While Pedevco has neither publicly an­nounced nor would it comment in this article regarding any intentions, discussions or poten­tial transactions with Ring, Kukes said, “As pre­viously stated, Pedevco is certainly interested in evaluating potential transactions with Ring Energy and other San Andres-focused parties—public and private—who are interested in work­ing with us to consolidate the San Andres play.”

Pedevco is currently evaluating opportunities in the Permian involving distressed companies that own assets that could be synergistic with those of its current footprint. The field of ideas is wide open, as many good companies in this current environment have good assets but are struggling under what Kukes called “crushing debt” and declining production.

In May, Ring filed with the SEC to replace its shelf registration for equity and debt securities and warrants that had recently expired, but the company also said it has no immediate plans to issue any such securities. The shelf enables of­ferings of up to $313 million.

Schick said he thinks all the E&Ps with good assets in the horizontal San Andres play should merge into one entity. Were that to happen, the new company would end up with production of roughly 50,000 bbl/d. He admits it is probably early in the cycle, but he aims to have Pedevco roll up some of these companies and not neces­sarily throw out the management teams.

He wants to create a company with scale: “Since Pedevco is public, it needs a bigger trans­action base than what we’ve done in the past. This is not a buy and flip situation. At American Resources, we’d buy something for $2 million and sell it later for $4 million.

“This is not an enjoyable time, but I do hope it presents opportunities,” he said. “I wish the market was better—this was a much better story at $50 oil.”


SIDEBAR:

RUSSIA’S REBALANCING ROLE

At press time, world oil demand was creeping up as most economies began to open up for business again, and producer shut-ins were helping to drive the price of oil up from the historic lows seen in April and May. There was much speculation among commentators about how long those trends would continue and to what degree OPEC+, which includes Russia, would adhere to its promised production cutbacks.

“Based on my current discussions with former colleagues and current executives at major Russian oil companies, I see a strong commitment by Russian majors to comply with the announced 20% production cuts,” Dr. Simon Kukes said. “I also believe smaller U.S. producers will continue to reduce production significantly more than the market has seen to date, if oil continues to trade at current levels [as of mid-May, around $34/bbl].”

“I am convinced … production will be difficult to restore to prior levels. The real question in my mind is when consumption will return to prior levels as that is difficult to predict and is a major variable,” he said.

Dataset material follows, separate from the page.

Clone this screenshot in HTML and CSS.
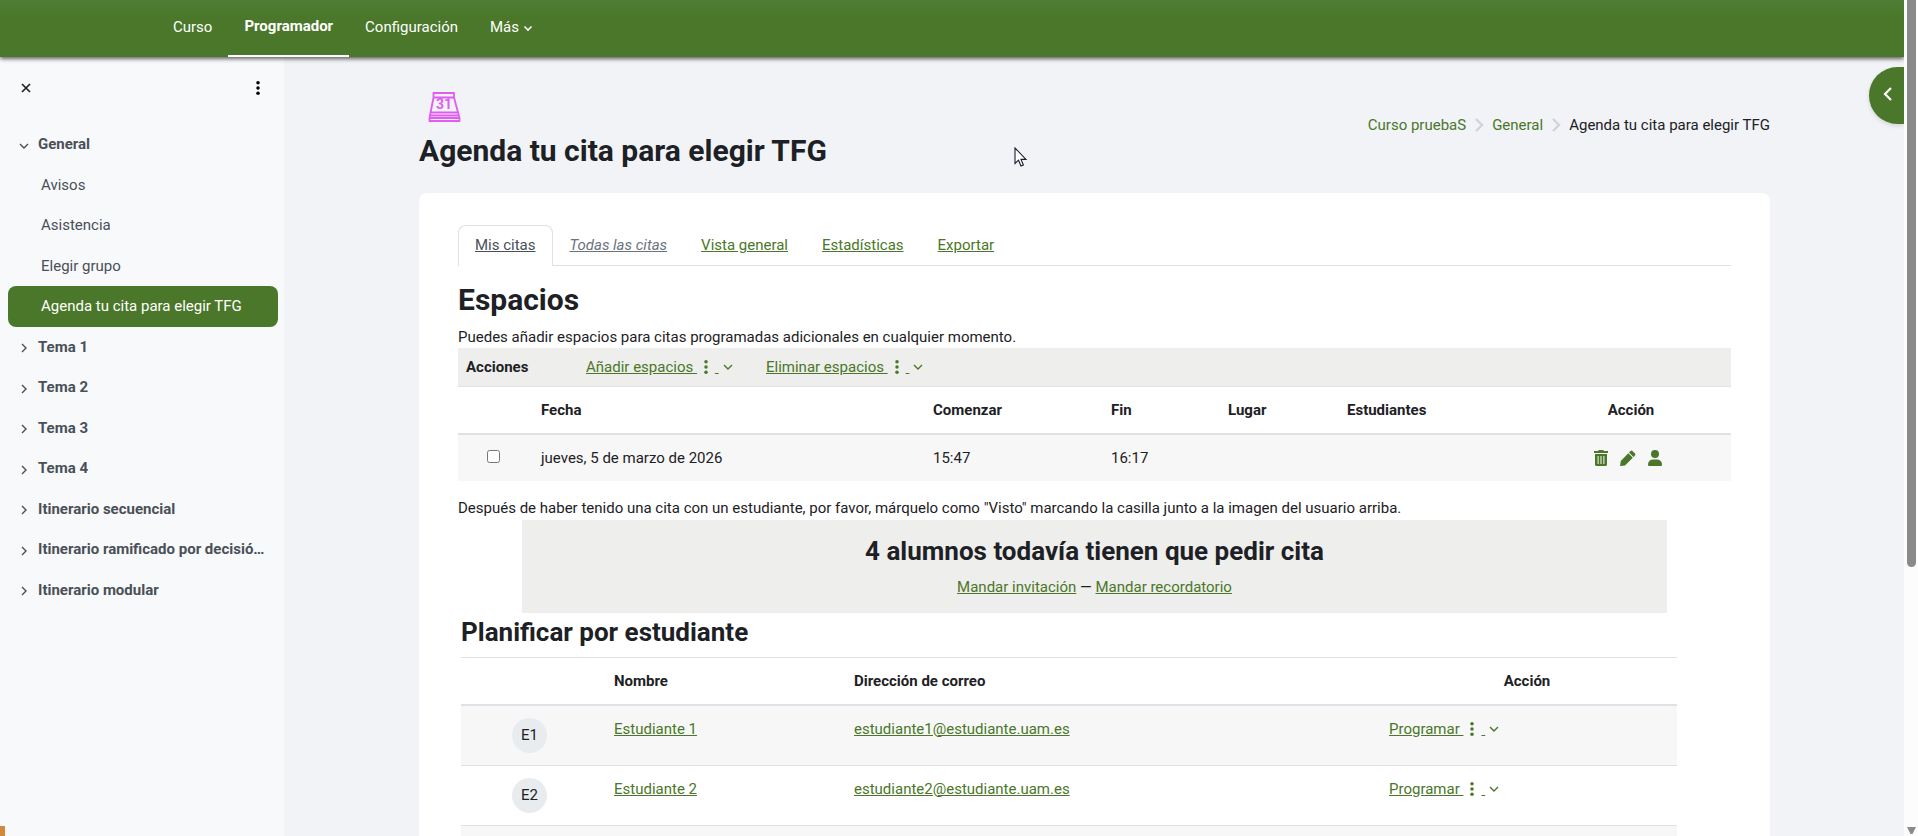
FILE: index.html
```html
<!DOCTYPE html>
<html lang="es">
<head>
<meta charset="utf-8">
<title>Agenda tu cita para elegir TFG</title>
<link rel="stylesheet" href="styles.css">
</head>
<body>
<svg class="sprite" aria-hidden="true">
  <symbol id="dots" viewBox="0 0 4 16"><circle cx="2" cy="2" r="2"/><circle cx="2" cy="8" r="2"/><circle cx="2" cy="14" r="2"/></symbol>
  <symbol id="down" viewBox="0 0 10 10"><path d="M1 3l4 4 4-4" fill="none" stroke="currentColor" stroke-width="1.4"/></symbol>
  <symbol id="right" viewBox="0 0 10 10"><path d="M3 1l4 4-4 4" fill="none" stroke="currentColor" stroke-width="1.4"/></symbol>
  <symbol id="crumb" viewBox="0 0 10 16"><path d="M2 2l6 6-6 6" fill="none" stroke="currentColor" stroke-width="2.4"/></symbol>
</svg>
<div class="page">
  <nav class="navbar">
    <a class="nav-item" href="#">Curso</a>
    <a class="nav-item active" href="#">Programador</a>
    <a class="nav-item" href="#">Configuración</a>
    <a class="nav-item" href="#">Más <svg class="nav-caret" viewBox="0 0 10 10"><path d="M1.500 3.500l3.500 3.500 3.500-3.500" fill="none" stroke="currentColor" stroke-width="1.600"/></svg></a>
  </nav>
  <div class="columns">
    <aside class="drawer">
      <div class="drawer-head">
        <button class="icon-button" aria-label="Cerrar"><svg width="10" height="10" viewBox="0 0 10 10"><path d="M1 1l8 8M9 1l-8 8" stroke="currentColor" stroke-width="1.700"/></svg></button>
        <button class="icon-button" aria-label="Opciones"><svg width="4" height="14"><use href="#dots"/></svg></button>
      </div>
      <ul class="index">
        <li><a class="section" href="#"><svg class="caret"><use href="#down"/></svg><span>General</span></a></li>
        <li><a class="item" href="#">Avisos</a></li>
        <li><a class="item" href="#">Asistencia</a></li>
        <li><a class="item" href="#">Elegir grupo</a></li>
        <li><a class="item current" href="#">Agenda tu cita para elegir TFG</a></li>
        <li><a class="section" href="#"><svg class="caret"><use href="#right"/></svg><span>Tema 1</span></a></li>
        <li><a class="section" href="#"><svg class="caret"><use href="#right"/></svg><span>Tema 2</span></a></li>
        <li><a class="section" href="#"><svg class="caret"><use href="#right"/></svg><span>Tema 3</span></a></li>
        <li><a class="section" href="#"><svg class="caret"><use href="#right"/></svg><span>Tema 4</span></a></li>
        <li><a class="section" href="#"><svg class="caret"><use href="#right"/></svg><span>Itinerario secuencial</span></a></li>
        <li><a class="section" href="#"><svg class="caret"><use href="#right"/></svg><span>Itinerario ramificado por decisió…</span></a></li>
        <li><a class="section" href="#"><svg class="caret"><use href="#right"/></svg><span>Itinerario modular</span></a></li>
      </ul>
    </aside>
    <main class="main">
      <header class="page-head">
        <div class="page-title">
          <svg class="activity-icon" viewBox="0 0 34 32" fill="none" stroke="#e05cf2" stroke-width="1.800" stroke-linejoin="round">
            <path d="M6.500 3h20.500v4.500H6.500zM6.500 7.500L2.500 28v3h30v-3L27 7.500M4 22.500h26.500M3 25.500h28M2.500 28h30"/>
            <text x="17" y="19" text-anchor="middle" class="icon-day">31</text>
          </svg>
          <h1>Agenda tu cita para elegir TFG</h1>
        </div>
        <nav class="breadcrumb">
          <a href="#">Curso pruebaS</a>
          <svg><use href="#crumb"/></svg>
          <a href="#">General</a>
          <svg><use href="#crumb"/></svg>
          <span>Agenda tu cita para elegir TFG</span>
        </nav>
      </header>
      <section class="card">
        <nav class="tabs">
          <a class="tab selected" href="#">Mis citas</a>
          <a class="tab muted" href="#">Todas las citas</a>
          <a class="tab" href="#">Vista general</a>
          <a class="tab" href="#">Estadísticas</a>
          <a class="tab" href="#">Exportar</a>
        </nav>
        <h2>Espacios</h2>
        <p>Puedes añadir espacios para citas programadas adicionales en cualquier momento.</p>
        <div class="commands">
          <strong>Acciones</strong>
          <a class="menu-link" href="#">Añadir espacios <svg class="dots"><use href="#dots"/></svg> <svg class="chev"><use href="#down"/></svg></a>
          <a class="menu-link" href="#">Eliminar espacios <svg class="dots"><use href="#dots"/></svg> <svg class="chev"><use href="#down"/></svg></a>
        </div>
        <table class="table slots">
          <thead>
            <tr><th class="pick"></th><th class="date">Fecha</th><th class="start">Comenzar</th><th class="end">Fin</th><th class="place">Lugar</th><th class="people">Estudiantes</th><th class="centered actions">Acción</th></tr>
          </thead>
          <tbody>
            <tr>
              <td class="centered"><input type="checkbox" aria-label="jueves, 5 de marzo de 2026"></td>
              <td>jueves, 5 de marzo de 2026</td><td>15:47</td><td>16:17</td><td></td><td></td>
              <td>
                <div class="row-actions">
                  <a href="#" aria-label="Borrar"><svg width="14" height="16" viewBox="0 0 14 16"><path fill="currentColor" fill-rule="evenodd" d="M0 1h4l1-1h4l1 1h4v2H0zM1 4h12v10.500q0 1.500-1.500 1.500h-9Q1 16 1 14.500zM3.600 6v8h1V6zM6.500 6v8h1V6zM9.400 6v8h1V6z"/></svg></a>
                  <a href="#" aria-label="Editar"><svg width="16" height="16" viewBox="0 0 16 16"><path fill="currentColor" d="M10.500.9q.9-.9 1.900 0L15 3.600q.9.900 0 1.900L13.500 7 9 2.500zM8.300 3.200l4.500 4.500-7.800 7.700L0 16l.8-5z"/></svg></a>
                  <a href="#" aria-label="Asignar"><svg width="14" height="16" viewBox="0 0 14 16"><circle cx="7" cy="4" r="4" fill="currentColor"/><path fill="currentColor" d="M0 15q0-5.500 5.500-5.500h3Q14 9.500 14 15q0 1-1 1H1q-1 0-1-1z"/></svg></a>
                </div>
              </td>
            </tr>
          </tbody>
        </table>
        <p class="note">Después de haber tenido una cita con un estudiante, por favor, márquelo como "Visto" marcando la casilla junto a la imagen del usuario arriba.</p>
        <div class="pending">
          <h3>4 alumnos todavía tienen que pedir cita</h3>
          <p><a href="#">Mandar invitación</a> — <a href="#">Mandar recordatorio</a></p>
        </div>
        <div class="schedule">
          <h3>Planificar por estudiante</h3>
          <table class="table students">
            <thead>
              <tr><th class="photo"></th><th class="name">Nombre</th><th class="mail">Dirección de correo</th><th class="centered">Acción</th></tr>
            </thead>
            <tbody>
              <tr>
                <td><span class="avatar">E1</span></td><td><a href="#">Estudiante 1</a></td><td><a href="#">estudiante1@estudiante.uam.es</a></td>
                <td><a class="menu-link" href="#">Programar <svg class="dots"><use href="#dots"/></svg> <svg class="chev"><use href="#down"/></svg></a></td>
              </tr>
              <tr>
                <td><span class="avatar">E2</span></td><td><a href="#">Estudiante 2</a></td><td><a href="#">estudiante2@estudiante.uam.es</a></td>
                <td><a class="menu-link" href="#">Programar <svg class="dots"><use href="#dots"/></svg> <svg class="chev"><use href="#down"/></svg></a></td>
              </tr>
              <tr><td></td><td></td><td></td><td></td></tr>
            </tbody>
          </table>
        </div>
      </section>
    </main>
  </div>
  <button class="drawer-toggle" aria-label="Abrir bloques"><svg width="9" height="14" viewBox="0 0 9 14"><path d="M8 1L2 7l6 6" fill="none" stroke="currentColor" stroke-width="2.200"/></svg></button>
  <div class="status-mark"></div>
  <svg class="pointer" viewBox="0 0 13 20"><path d="M1 1v15.500l3.500-3.300 2.500 5.800 2.400-1-2.400-5.600H12z" fill="#fff" stroke="#1a1a2a" stroke-width="1.100"/></svg>
</div>
<div class="scroll-track">
  <div class="scroll-thumb"></div>
  <svg class="scroll-arrow" viewBox="0 0 9 7"><path d="M0 0h9L5.500 7h-2z" fill="#8a8a8a"/></svg>
</div>
</body>
</html>
```

FILE: styles.css
```css
* { box-sizing: border-box; }

body {
  margin: 0;
  height: 100vh;
  display: flex;
  overflow: hidden;
  background: #f1f3f7;
  color: #1d2125;
  font: 15px/1.5 Roboto, "Liberation Sans", sans-serif;
}

a { color: #4a7729; }
h1, h2, h3, p, ul { margin: 0; padding: 0; }
h1, h2 { font-size: 30px; line-height: 36px; font-weight: 700; }
h3 { font-size: 26px; line-height: 32px; font-weight: 700; }
svg { flex: none; }
.sprite { position: absolute; width: 0; height: 0; }

.page {
  position: relative;
  flex: 1;
  min-width: 0;
  display: flex;
  flex-direction: column;
  overflow: hidden;
}

/* Top navigation */
.navbar {
  position: relative;
  z-index: 1;
  flex: none;
  display: flex;
  padding-left: 157px;
  height: 57px;
  background: linear-gradient(#507d35, #4a7729 18px);
  box-shadow: 0 2px 4px rgba(0, 0, 0, .6);
}
.nav-item {
  padding: 16px 16px 0;
  color: #fff;
  text-decoration: none;
}
.nav-item.active {
  padding-top: 15px;
  border-bottom: 2px solid #fff;
  font-weight: 700;
}
.nav-caret { width: 10px; height: 10px; vertical-align: -1px; }

/* Course index */
.columns { flex: 1; min-height: 0; display: flex; }
.drawer {
  flex: none;
  width: 284px;
  padding: 16px 6px 0 8px;
  background: #f8f9fb;
}
.drawer-head {
  display: flex;
  justify-content: space-between;
  padding: 0 10px 0 8px;
  height: 51px;
}
.icon-button {
  display: flex;
  align-items: center;
  justify-content: center;
  width: 20px;
  height: 30px;
  padding: 0;
  border: 0;
  background: none;
  color: #1d2125;
}
.index { list-style: none; }
.index a {
  display: flex;
  align-items: center;
  padding: 9px 0;
  border-radius: 8px;
  color: #495057;
  text-decoration: none;
  white-space: nowrap;
}
.index .section { padding-left: 11px; font-weight: 700; gap: 9px; }
.index .item { padding-left: 33px; }
.index .current { background: #4a7729; color: #fff; }
.caret { width: 10px; height: 10px; margin-top: 3px; }

/* Page heading */
.main { flex: 1; min-width: 0; padding: 33px 134px 0 135px; overflow: hidden; }
.page-head {
  display: flex;
  justify-content: space-between;
  align-items: flex-start;
  padding-bottom: 24px;
}
.activity-icon { display: block; width: 34px; height: 32px; margin: 0 8px 11px; }
.icon-day { font: 700 14px Roboto, sans-serif; fill: #e05cf2; stroke: none; }
.breadcrumb { display: flex; align-items: center; gap: 8px; padding-top: 24px; }
.breadcrumb a { text-decoration: none; }
.breadcrumb svg { width: 10px; height: 16px; color: #ced4da; }

.card { padding: 32px 39px; border-radius: 8px; background: #fff; }

.tabs { display: flex; border-bottom: 1px solid #dee2e6; margin-bottom: 16px; }
.tab {
  padding: 8px 16px;
  border: 1px solid transparent;
  border-bottom: 0;
  border-radius: 8px 8px 0 0;
}
.tab.selected {
  margin-bottom: -1px;
  border-color: #dee2e6;
  background: #fff;
  color: #495057;
}
.tab.muted { color: #6a737b; font-style: italic; }
.card > h2 { margin-bottom: 8px; }

.commands {
  display: grid;
  grid-template-columns: 120px 180px auto;
  justify-content: start;
  align-items: center;
  height: 38px;
  padding-left: 8px;
  background: #eeeeec;
}
.dots { width: 4px; height: 14px; margin: 0 7px; vertical-align: -2px; fill: currentColor; }
.chev { width: 10px; height: 10px; margin-left: 4px; }

/* Tables */
.table { width: 100%; border-spacing: 0; table-layout: fixed; }
.table th {
  padding: 12px 12px 11px;
  border-top: 1px solid #dee2e6;
  border-bottom: 2px solid #dee2e6;
  text-align: left;
  font-weight: 700;
}
.table td { padding: 12px; vertical-align: top; }
.table tbody tr:nth-child(odd) { background: #f7f7f7; }
.table .centered { text-align: center; }
.slots { margin-bottom: 16px; }
.slots input { width: 13px; height: 13px; margin: 0; }
.pick { width: 71px; }
.start { width: 178px; }
.end { width: 117px; }
.place { width: 119px; }
.people { width: 196px; }
.actions { width: 200px; }
.row-actions { display: flex; justify-content: center; align-items: center; gap: 12px; height: 22px; margin-right: 6px; }
.row-actions a, .row-actions svg { display: block; }

.pending {
  width: 90%;
  margin: 0 auto;
  padding: 15px 0;
  background: #eeeeec;
  text-align: center;
}
.pending h3 { margin-bottom: 9px; }

.schedule { padding: 3px 54px 0 3px; }
.schedule h3 { margin-bottom: 9px; }
.students tbody tr td { border-bottom: 1px solid #dee2e6; height: 60px; }
.photo { width: 141px; }
.name { width: 240px; }
.students th:last-child { width: 300px; }
.avatar {
  display: block;
  width: 35px;
  height: 35px;
  margin-left: 39px;
  border-radius: 50%;
  background: #e9ecef;
  text-align: center;
  line-height: 35px;
}

/* Elements over the page */
.drawer-toggle {
  position: absolute;
  top: 67px;
  right: 0;
  width: 35px;
  height: 57px;
  padding: 0 11px 3px 14px;
  border: 0;
  border-radius: 29px 0 0 29px;
  background: #4a7729;
  color: #fff;
  box-shadow: 0 2px 4px rgba(0, 0, 0, .12);
}
.drawer-toggle svg { display: block; }
.status-mark {
  position: absolute;
  left: 0;
  bottom: 0;
  width: 5px;
  height: 10px;
  background: #d28a3a;
}
.pointer { position: absolute; left: 1014px; top: 147px; width: 13px; height: 20px; }

.scroll-track {
  flex: none;
  display: flex;
  flex-direction: column;
  align-items: flex-end;
  justify-content: space-between;
  width: 14px;
  padding: 0 2px 2px 0;
  background: #fcfcfc;
}
.scroll-thumb { width: 9px; height: 68%; border-radius: 0 0 5px 5px; background: #8a8a8a; }
.scroll-arrow { width: 9px; height: 7px; }
```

Rystad Energy said in May that the 16 MMbbl/d oversupply seen in April could be reversed in June, with OPEC+, the U.S. and Canada effectively reducing their respective oil output. It cautioned, however, that a drawdown of the nearly 1 Bbbl of oil in storage also needs to be considered in any supply-demand analysis. The EIA has forecast that U.S. production would fall to a two-year low this summer.